Spatiotemporal dynamics of the [Ca2+]i rise induced by microinjection of sperm extract into mouse eggs: preferential induction of a Ca2+ wave from the cortex mediated by the inositol 1,4,5-trisphosphate receptor.

Hamster sperm extract (SE) possessing Ca2+ oscillation-inducing activity was microinjected into the peripheral or central region of mouse eggs, and the first increase in intracellular Ca2+ concentration ([Ca2+]i), together with the spread of fluorescence-labeled SE in the ooplasm, was investigated by imaging with confocal microscopy.
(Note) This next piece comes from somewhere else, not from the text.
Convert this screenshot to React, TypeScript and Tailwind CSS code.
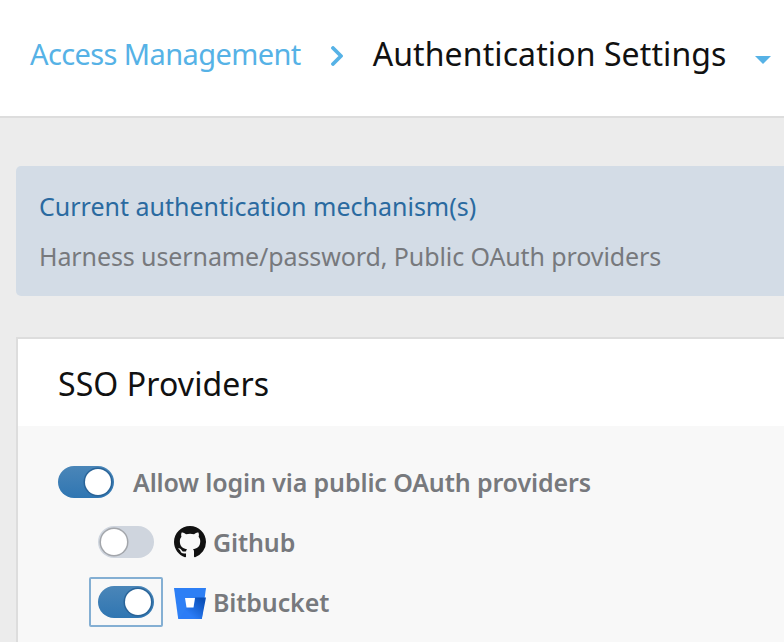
import React from 'react';

const Toggle = ({ on }: { on: boolean }) => (
  <div
    className={`relative h-[32px] w-[56px] shrink-0 rounded-full ${
      on ? 'bg-gradient-to-b from-[#4a86b8] to-[#2f76b2]' : 'bg-[#cfd5de]'
    }`}
  >
    <div
      className={`absolute top-[3px] h-[26px] w-[26px] rounded-full bg-white ${
        on ? 'right-[3px] shadow-[0_0_0_1.5px_#2a6498]' : 'left-[3px] shadow-[0_0_0_1.5px_#a3a6ab]'
      }`}
    />
  </div>
);

const GithubMark = () => (
  <svg viewBox="0 0 16 16" className="h-[32px] w-[32px] shrink-0" fill="#111111">
    <path d="M8 0C3.58 0 0 3.58 0 8c0 3.54 2.29 6.53 5.47 7.59.4.07.55-.17.55-.38 0-.19-.01-.82-.01-1.49-2.01.37-2.53-.49-2.69-.94-.09-.23-.48-.94-.82-1.13-.28-.15-.68-.52-.01-.53.63-.01 1.08.58 1.23.82.72 1.21 1.87.87 2.33.66.07-.52.28-.87.51-1.07-1.78-.2-3.64-.89-3.64-3.95 0-.87.31-1.59.82-2.15-.08-.2-.36-1.02.08-2.12 0 0 .67-.21 2.2.82.64-.18 1.32-.27 2-.27s1.36.09 2 .27c1.53-1.04 2.2-.82 2.2-.82.44 1.1.16 1.92.08 2.12.51.56.82 1.27.82 2.15 0 3.07-1.87 3.75-3.65 3.95.29.25.54.73.54 1.48 0 1.07-.01 1.93-.01 2.2 0 .21.15.46.55.38A8.01 8.01 0 0 0 16 8c0-4.42-3.58-8-8-8z" />
  </svg>
);

const BitbucketMark = () => (
  <svg viewBox="0 0 32 31" className="mt-[3px] h-[31px] w-[32px] shrink-0">
    <defs>
      <linearGradient id="bb" x1="1" y1="0.25" x2="0.4" y2="0.8">
        <stop offset="0" stopColor="#0a4fb8" />
        <stop offset="1" stopColor="#2b7cf6" />
      </linearGradient>
    </defs>
    <path d="M0 0h32l-4.2 31H4.2z" fill="#2d7ff5" />
    <path d="M32 9.5H21l-1.5 10h-7L5 31h22.8z" fill="url(#bb)" />
    <path d="M11 10h10l-1.5 9.5h-7z" fill="#ffffff" />
  </svg>
);

const App: React.FC = () => {
  return (
    <div className="h-[642px] w-[784px] overflow-hidden bg-[#ececec] font-['Noto_Sans',sans-serif]">
      {/* Header */}
      <header className="flex h-[118px] items-center border-b-2 border-[#dddddd] bg-white pb-[8px] pl-[30px]">
        <span className="text-[29px] tracking-[-0.6px] text-[#56b2e6]">Access Management</span>
        <svg viewBox="0 0 12 20" className="ml-[30px] mt-[4px] h-[20px] w-[12px]" fill="none" stroke="#56b2e6" strokeWidth="3.8" strokeLinecap="round" strokeLinejoin="round">
          <path d="M2 2l8 8-8 8" />
        </svg>
        <span className="ml-[30px] text-[32px] tracking-[0.1px] text-[#111111]">Authentication Settings</span>
        <div className="ml-[28px] mt-[12px] h-0 w-0 border-x-[8px] border-t-[8px] border-x-transparent border-t-[#56b2e6]" />
      </header>

      <main className="pl-[16px] pt-[48px]">
        {/* Banner */}
        <div className="flex h-[130px] flex-col rounded-l-[5px] bg-[#d3dce6] pl-[23px] pt-[22px]">
          <div className="text-[25px] leading-[36px] tracking-[0px] text-[#2a6aa0]">Current authentication mechanism(s)</div>
          <div className="mt-[14px] text-[25px] leading-[36px] tracking-[-0.1px] text-[#77797d]">
            Harness username/password, Public OAuth providers
          </div>
        </div>

        {/* SSO card */}
        <section className="mt-[41px] h-[400px] border-l-2 border-t-2 border-[#dddddd] bg-[#f8f8f8]">
          <div className="flex h-[87px] items-center bg-white pl-[40px]">
            <h2 className="pt-[2px] text-[32px] tracking-[0.1px] text-[#111111]">SSO Providers</h2>
          </div>
          <div className="flex flex-col pl-[40px] pt-[40px]">
            <div className="flex h-[32px] items-center gap-[19px]">
              <Toggle on />
              <span className="pt-[2px] text-[25px] font-semibold tracking-[-0.13px] text-[#77797d]">Allow login via public OAuth providers</span>
            </div>
            <div className="ml-[40px] mt-[28px] flex h-[32px] items-center">
              <Toggle on={false} />
              <div className="ml-[20px]"><GithubMark /></div>
              <span className="ml-[7px] pt-[2px] text-[25px] font-semibold tracking-[-0.13px] text-[#77797d]">Github</span>
            </div>
            <div className="ml-[40px] mt-[28px] flex h-[32px] items-center">
              <div className="relative">
                <Toggle on />
                <div className="absolute inset-x-[-9px] inset-y-[-9px] rounded-[2px] border-2 border-[#84afd3]" />
              </div>
              <div className="ml-[20px] flex"><BitbucketMark /></div>
              <span className="ml-[7px] pt-[2px] text-[25px] font-semibold tracking-[-0.13px] text-[#77797d]">Bitbucket</span>
            </div>
          </div>
        </section>
      </main>
    </div>
  );
};

export default App;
Injection into the periphery always induced a Ca2+ wave that started from the injection site after a delay of 5 to 30 s depending on the concentration of SE. The diluted SE caused a wave of two-step [Ca2+]i rises, which was always observed at fertilization. Injection into the center could induce a radial Ca2+ wave with relatively high dose of SE, but lower dose of SE caused a [Ca2+]i rise after a longer delay which was initiated synchronously over the ooplasm or was preceded in a peripheral area. Injection of diluted SE remarkably prolonged the delay time and reduced the rate of [Ca2+]i rise. The critical concentration of SE needed to induce [Ca2+]i rise was significantly lower in the periphery. These results indicate that the sensitivity to SE is higher in the cortex. SE-induced [Ca2+]i rises were blocked by an antibody against the type 1 inositol 1,4,5-trisphosphate receptor (InsP3R). The cortex was substantially more sensitive to injected InsP3 induction of Ca2+ release than the center. It is suggested that the cortex of mouse eggs may involve a functionally specialized organization of InsP3Rs and Ca2+ pools in which a cytosolic sperm factor(s) could act upon sperm-egg fusion to cause Ca2+ release, leading to the Ca2+ wave at fertilization.